For a bakery, the plan might focus on allergen handling, ingredient storage, foreign material controls, baking parameters, cooling, packaging, and label review. A bakery may not always have a cooking CCP, but it still needs strong controls for allergens, sanitation, and label accuracy.
Common mistakes
Common HACCP mistakes include:
- Copying a plan from another business without changing the process.
- Listing every possible hazard as significant without explaining risk.
- Calling a step a CCP without a measurable critical limit.
- Having monitoring forms that no one uses.
- Missing corrective action instructions.
- Forgetting label and allergen controls.
- Treating prerequisite programs as separate from the HACCP system.
- Failing to review the plan after a formula, supplier, equipment, or process change.
QA perspective
From a QA perspective, a HACCP plan should be easy to audit against the floor. If the plan says metal detection is monitored every hour, there should be hourly records. If the plan says labels are checked at start-up, there should be a start-up label check. If the flow diagram shows a cooling step, the cooler, records, and employee practices should match.
The best small business plans are practical enough for production employees to follow and detailed enough for an auditor, regulator, buyer, or internal reviewer to understand the control system.
FAQ
Does every small food business need a HACCP plan?
Not always. HACCP requirements depend on the product, process, jurisdiction, customer, and certification program. Some businesses need a formal HACCP plan, some need a FSMA food safety plan, and some may need both or a customer-specific food safety program.
Can I use a generic HACCP plan template?
A template can help with structure, but the actual hazard analysis, controls, monitoring records, and verification activities must match your operation. A generic plan that does not reflect the real process is weak during an audit.
What is the most common HACCP mistake for small businesses?

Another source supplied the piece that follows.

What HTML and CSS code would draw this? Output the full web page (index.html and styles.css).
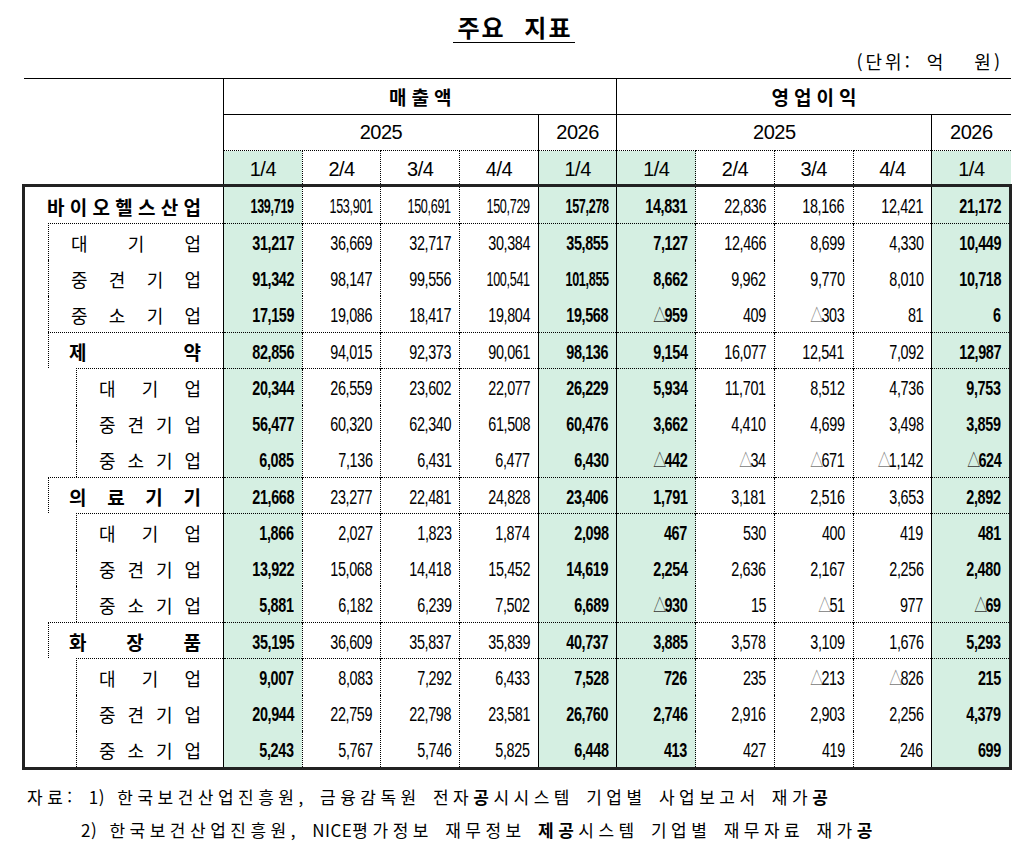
FILE: index.html
```html
<!DOCTYPE html>
<html lang="ko">
<head>
<meta charset="utf-8">
<title>주요 지표</title>
<link rel="stylesheet" href="styles.css">
</head>
<body>
<div class="page">
  <h1 class="title"><span>주요 지표</span></h1>
  <p class="unit">(단위: 억&nbsp; 원)</p>
  <table class="tbl">
    <colgroup>
      <col class="cl"><col class="cd"><col class="cd"><col class="cd"><col class="cd"><col class="cd"><col class="cd"><col class="cd"><col class="cd"><col class="cd"><col class="cd">
    </colgroup>
    <thead>
      <tr class="h1">
        <th class="hl" rowspan="3"></th>
        <th class="hg" colspan="5">매출액</th>
        <th class="hg" colspan="5">영업이익</th>
      </tr>
      <tr class="h2">
        <th class="y" colspan="4">2025</th>
        <th class="y">2026</th>
        <th class="y" colspan="4">2025</th>
        <th class="y">2026</th>
      </tr>
      <tr class="h3">
        <th class="c1 g">1/4</th><th class="c2">2/4</th><th class="c3">3/4</th><th class="c4">4/4</th><th class="c5 g">1/4</th>
        <th class="c6 g">1/4</th><th class="c7">2/4</th><th class="c8">3/4</th><th class="c9">4/4</th><th class="c10 g">1/4</th>
      </tr>
    </thead>
    <tbody>
      <tr>
        <td class="lab"><div class="li lb0 bold"><span>바</span><span>이</span><span>오</span><span>헬</span><span>스</span><span>산</span><span>업</span></div></td>
        <td class="c1 g"><span class="v w">139,719</span></td><td class="c2"><span class="v w">153,901</span></td><td class="c3"><span class="v w">150,691</span></td><td class="c4"><span class="v w">150,729</span></td><td class="c5 g"><span class="v w">157,278</span></td>
        <td class="c6 g"><span class="v">14,831</span></td><td class="c7"><span class="v">22,836</span></td><td class="c8"><span class="v">18,166</span></td><td class="c9"><span class="v">12,421</span></td><td class="c10 g"><span class="v">21,172</span></td>
      </tr>
      <tr class="gt">
        <td class="lab"><div class="li lb1 top"><span>대</span><span>기</span><span>업</span></div></td>
        <td class="c1 g"><span class="v">31,217</span></td><td class="c2"><span class="v">36,669</span></td><td class="c3"><span class="v">32,717</span></td><td class="c4"><span class="v">30,384</span></td><td class="c5 g"><span class="v">35,855</span></td>
        <td class="c6 g"><span class="v">7,127</span></td><td class="c7"><span class="v">12,466</span></td><td class="c8"><span class="v">8,699</span></td><td class="c9"><span class="v">4,330</span></td><td class="c10 g"><span class="v">10,449</span></td>
      </tr>
      <tr>
        <td class="lab"><div class="li lb1"><span>중</span><span>견</span><span>기</span><span>업</span></div></td>
        <td class="c1 g"><span class="v">91,342</span></td><td class="c2"><span class="v">98,147</span></td><td class="c3"><span class="v">99,556</span></td><td class="c4"><span class="v w">100,541</span></td><td class="c5 g"><span class="v w">101,855</span></td>
        <td class="c6 g"><span class="v">8,662</span></td><td class="c7"><span class="v">9,962</span></td><td class="c8"><span class="v">9,770</span></td><td class="c9"><span class="v">8,010</span></td><td class="c10 g"><span class="v">10,718</span></td>
      </tr>
      <tr>
        <td class="lab"><div class="li lb1"><span>중</span><span>소</span><span>기</span><span>업</span></div></td>
        <td class="c1 g"><span class="v">17,159</span></td><td class="c2"><span class="v">19,086</span></td><td class="c3"><span class="v">18,417</span></td><td class="c4"><span class="v">19,804</span></td><td class="c5 g"><span class="v">19,568</span></td>
        <td class="c6 g"><span class="v"><span class="t">△</span>959</span></td><td class="c7"><span class="v">409</span></td><td class="c8"><span class="v"><span class="t">△</span>303</span></td><td class="c9"><span class="v">81</span></td><td class="c10 g"><span class="v">6</span></td>
      </tr>
      <tr class="gt">
        <td class="lab"><div class="li lb1 grp top bold"><span>제</span><span>약</span></div></td>
        <td class="c1 g"><span class="v">82,856</span></td><td class="c2"><span class="v">94,015</span></td><td class="c3"><span class="v">92,373</span></td><td class="c4"><span class="v">90,061</span></td><td class="c5 g"><span class="v">98,136</span></td>
        <td class="c6 g"><span class="v">9,154</span></td><td class="c7"><span class="v">16,077</span></td><td class="c8"><span class="v">12,541</span></td><td class="c9"><span class="v">7,092</span></td><td class="c10 g"><span class="v">12,987</span></td>
      </tr>
      <tr class="gt">
        <td class="lab"><div class="li lb2 top"><span>대</span><span>기</span><span>업</span></div></td>
        <td class="c1 g"><span class="v">20,344</span></td><td class="c2"><span class="v">26,559</span></td><td class="c3"><span class="v">23,602</span></td><td class="c4"><span class="v">22,077</span></td><td class="c5 g"><span class="v">26,229</span></td>
        <td class="c6 g"><span class="v">5,934</span></td><td class="c7"><span class="v">11,701</span></td><td class="c8"><span class="v">8,512</span></td><td class="c9"><span class="v">4,736</span></td><td class="c10 g"><span class="v">9,753</span></td>
      </tr>
      <tr>
        <td class="lab"><div class="li lb2"><span>중</span><span>견</span><span>기</span><span>업</span></div></td>
        <td class="c1 g"><span class="v">56,477</span></td><td class="c2"><span class="v">60,320</span></td><td class="c3"><span class="v">62,340</span></td><td class="c4"><span class="v">61,508</span></td><td class="c5 g"><span class="v">60,476</span></td>
        <td class="c6 g"><span class="v">3,662</span></td><td class="c7"><span class="v">4,410</span></td><td class="c8"><span class="v">4,699</span></td><td class="c9"><span class="v">3,498</span></td><td class="c10 g"><span class="v">3,859</span></td>
      </tr>
      <tr>
        <td class="lab"><div class="li lb2"><span>중</span><span>소</span><span>기</span><span>업</span></div></td>
        <td class="c1 g"><span class="v">6,085</span></td><td class="c2"><span class="v">7,136</span></td><td class="c3"><span class="v">6,431</span></td><td class="c4"><span class="v">6,477</span></td><td class="c5 g"><span class="v">6,430</span></td>
        <td class="c6 g"><span class="v"><span class="t">△</span>442</span></td><td class="c7"><span class="v"><span class="t">△</span>34</span></td><td class="c8"><span class="v"><span class="t">△</span>671</span></td><td class="c9"><span class="v"><span class="t">△</span>1,142</span></td><td class="c10 g"><span class="v"><span class="t">△</span>624</span></td>
      </tr>
      <tr class="gt">
        <td class="lab"><div class="li lb1 grp top bold"><span>의</span><span>료</span><span>기</span><span>기</span></div></td>
        <td class="c1 g"><span class="v">21,668</span></td><td class="c2"><span class="v">23,277</span></td><td class="c3"><span class="v">22,481</span></td><td class="c4"><span class="v">24,828</span></td><td class="c5 g"><span class="v">23,406</span></td>
        <td class="c6 g"><span class="v">1,791</span></td><td class="c7"><span class="v">3,181</span></td><td class="c8"><span class="v">2,516</span></td><td class="c9"><span class="v">3,653</span></td><td class="c10 g"><span class="v">2,892</span></td>
      </tr>
      <tr class="gt">
        <td class="lab"><div class="li lb2 top"><span>대</span><span>기</span><span>업</span></div></td>
        <td class="c1 g"><span class="v">1,866</span></td><td class="c2"><span class="v">2,027</span></td><td class="c3"><span class="v">1,823</span></td><td class="c4"><span class="v">1,874</span></td><td class="c5 g"><span class="v">2,098</span></td>
        <td class="c6 g"><span class="v">467</span></td><td class="c7"><span class="v">530</span></td><td class="c8"><span class="v">400</span></td><td class="c9"><span class="v">419</span></td><td class="c10 g"><span class="v">481</span></td>
      </tr>
      <tr>
        <td class="lab"><div class="li lb2"><span>중</span><span>견</span><span>기</span><span>업</span></div></td>
        <td class="c1 g"><span class="v">13,922</span></td><td class="c2"><span class="v">15,068</span></td><td class="c3"><span class="v">14,418</span></td><td class="c4"><span class="v">15,452</span></td><td class="c5 g"><span class="v">14,619</span></td>
        <td class="c6 g"><span class="v">2,254</span></td><td class="c7"><span class="v">2,636</span></td><td class="c8"><span class="v">2,167</span></td><td class="c9"><span class="v">2,256</span></td><td class="c10 g"><span class="v">2,480</span></td>
      </tr>
      <tr>
        <td class="lab"><div class="li lb2"><span>중</span><span>소</span><span>기</span><span>업</span></div></td>
        <td class="c1 g"><span class="v">5,881</span></td><td class="c2"><span class="v">6,182</span></td><td class="c3"><span class="v">6,239</span></td><td class="c4"><span class="v">7,502</span></td><td class="c5 g"><span class="v">6,689</span></td>
        <td class="c6 g"><span class="v"><span class="t">△</span>930</span></td><td class="c7"><span class="v">15</span></td><td class="c8"><span class="v"><span class="t">△</span>51</span></td><td class="c9"><span class="v">977</span></td><td class="c10 g"><span class="v"><span class="t">△</span>69</span></td>
      </tr>
      <tr class="gt">
        <td class="lab"><div class="li lb1 grp top bold"><span>화</span><span>장</span><span>품</span></div></td>
        <td class="c1 g"><span class="v">35,195</span></td><td class="c2"><span class="v">36,609</span></td><td class="c3"><span class="v">35,837</span></td><td class="c4"><span class="v">35,839</span></td><td class="c5 g"><span class="v">40,737</span></td>
        <td class="c6 g"><span class="v">3,885</span></td><td class="c7"><span class="v">3,578</span></td><td class="c8"><span class="v">3,109</span></td><td class="c9"><span class="v">1,676</span></td><td class="c10 g"><span class="v">5,293</span></td>
      </tr>
      <tr class="gt">
        <td class="lab"><div class="li lb2 top"><span>대</span><span>기</span><span>업</span></div></td>
        <td class="c1 g"><span class="v">9,007</span></td><td class="c2"><span class="v">8,083</span></td><td class="c3"><span class="v">7,292</span></td><td class="c4"><span class="v">6,433</span></td><td class="c5 g"><span class="v">7,528</span></td>
        <td class="c6 g"><span class="v">726</span></td><td class="c7"><span class="v">235</span></td><td class="c8"><span class="v"><span class="t">△</span>213</span></td><td class="c9"><span class="v"><span class="t">△</span>826</span></td><td class="c10 g"><span class="v">215</span></td>
      </tr>
      <tr>
        <td class="lab"><div class="li lb2"><span>중</span><span>견</span><span>기</span><span>업</span></div></td>
        <td class="c1 g"><span class="v">20,944</span></td><td class="c2"><span class="v">22,759</span></td><td class="c3"><span class="v">22,798</span></td><td class="c4"><span class="v">23,581</span></td><td class="c5 g"><span class="v">26,760</span></td>
        <td class="c6 g"><span class="v">2,746</span></td><td class="c7"><span class="v">2,916</span></td><td class="c8"><span class="v">2,903</span></td><td class="c9"><span class="v">2,256</span></td><td class="c10 g"><span class="v">4,379</span></td>
      </tr>
      <tr>
        <td class="lab"><div class="li lb2"><span>중</span><span>소</span><span>기</span><span>업</span></div></td>
        <td class="c1 g"><span class="v">5,243</span></td><td class="c2"><span class="v">5,767</span></td><td class="c3"><span class="v">5,746</span></td><td class="c4"><span class="v">5,825</span></td><td class="c5 g"><span class="v">6,448</span></td>
        <td class="c6 g"><span class="v">413</span></td><td class="c7"><span class="v">427</span></td><td class="c8"><span class="v">419</span></td><td class="c9"><span class="v">246</span></td><td class="c10 g"><span class="v">699</span></td>
      </tr>
    </tbody>
  </table>
  <div class="src">
    <p class="s1">자료: <span class="lat">1)</span> 한국보건산업진흥원, 금융감독원 전자<b>공</b>시시스템 기업별 사업보고서 재가<b>공</b></p>
    <p class="s2"><span class="lat">2)</span> 한국보건산업진흥원, <span class="lat">NICE</span>평가정보 재무정보 <b>제공</b>시스템 기업별 재무자료 재가<b>공</b></p>
  </div>
</div>
</body>
</html>
```

FILE: styles.css
```css
html, body {
  margin: 0;
  padding: 0;
  background: #ffffff;
}

body {
  font-family: "Noto Sans CJK KR", "Liberation Sans", sans-serif;
  color: #000;
}

.page {
  width: 1028px;
}

.title {
  margin: 0;
  padding-top: 12px;
  text-align: center;
  font-size: 24px;
  font-weight: 700;
  line-height: 30px;
  height: 32px;
}

.title span {
  display: inline-block;
  border-bottom: 1.5px solid #000;
  padding: 0 2px 0 4px;
  letter-spacing: 2px;
  word-spacing: 10px;
  line-height: 30px;
}

.unit {
  margin: 5px 0 0 0;
  text-align: right;
  padding-right: 25px;
  font-size: 18px;
  line-height: 24px;
  letter-spacing: 3px;
  word-spacing: 6px;
}

.tbl {
  margin: 5px 0 0 22px;
  border-collapse: collapse;
  table-layout: fixed;
  width: 990px;
}

.cl { width: 200px; }
.cd { width: 78.7px; }

.tbl th,
.tbl td {
  padding: 0;
}

/* header */
.tbl thead th {
  font-weight: 400;
  text-align: center;
  vertical-align: middle;
}

.h1 { height: 36px; }
.h2 { height: 36px; }
.h3 { height: 35px; }

.hl {
  border-top: 1px solid #000;
}

.hg {
  border-top: 1px solid #000;
  border-left: 1px solid #000;
  border-bottom: 1px solid #000;
  font-family: "Noto Sans CJK KR", sans-serif;
  font-size: 19px;
  font-weight: 700 !important;
  letter-spacing: 5px;
  padding-left: 5px !important;
}

.y {
  border-left: 1px solid #000;
  border-bottom: 1px dotted #000;
  font-family: "Liberation Sans", sans-serif;
  font-size: 20px;
  letter-spacing: -0.5px;
}

.h3 th {
  font-family: "Liberation Sans", sans-serif;
  font-size: 20px;
  padding-top: 3px;
  letter-spacing: -0.5px;
}

/* column borders */
.c1, .c5, .c6, .c10 { border-left: 1px solid #000; }
.c2, .c3, .c4, .c7, .c8, .c9 { border-left: 1px dotted #000; }

.g {
  background: #d5efe2;
}

/* body */
.tbl tbody {
  border: 3px solid #222;
}

.tbl tbody tr {
  height: 36.25px;
}

.tbl tbody td {
  vertical-align: middle;
}

.lab {
  border-right: 1px solid #000;
}

.li {
  box-sizing: border-box;
  height: 36.25px;
  display: flex;
  align-items: center;
  justify-content: space-between;
  padding: 2px 22px 0 22px;
  font-size: 18px;
  line-height: 1;
}

.li.bold { font-weight: 700; font-size: 19px; }

.lb0 { margin-left: 0; }
.lb1 { margin-left: 23px; border-left: 1px dotted #000; }
.lb2 { margin-left: 51px; border-left: 1px dotted #000; }
.li.grp { padding-left: 20px; }
.li.top { border-top: 1px dotted #000; }

.gt td:not(.lab) {
  border-top: 1px dotted #000;
}

.tbl tbody td:not(.lab) {
  text-align: right;
  padding-right: 8px;
  padding-top: 3px;
  font-family: "Liberation Sans", sans-serif;
  font-size: 20px;
  line-height: 1;
  white-space: nowrap;
}

.tbl tbody td.g {
  font-weight: 700;
}

.v {
  display: inline-block;
  transform: scaleX(0.72);
  transform-origin: 100% 50%;
  letter-spacing: -0.5px;
}

.v.w {
  transform: scaleX(0.63);
}

.t {
  font-family: "Noto Sans CJK KR", sans-serif;
  font-weight: 400;
  font-size: 18px;
  color: #777;
  margin-right: -2px;
}

.g .t {
  color: #333;
}

/* source notes */
.src {
  margin-top: 10px;
  font-size: 17px;
  letter-spacing: 4.5px;
  word-spacing: 3px;
}

.src p {
  margin: 0;
  line-height: 33px;
  white-space: nowrap;
}

.src .lat {
  letter-spacing: 0.5px;
}

.s1 { padding-left: 27px; }
.s2 { padding-left: 81px; }

.src b { font-weight: 700; }
```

One common mistake is listing hazards without showing how the business actually controls them. A usable plan connects the hazard, control measure, responsible person, monitoring step, corrective action, verification, and record.
Is a HACCP plan the same as a food safety plan?
No. They overlap, but a FSMA food safety plan for a covered facility is built around hazard analysis and risk-based preventive controls. A HACCP plan is organized around the HACCP principles and critical control points.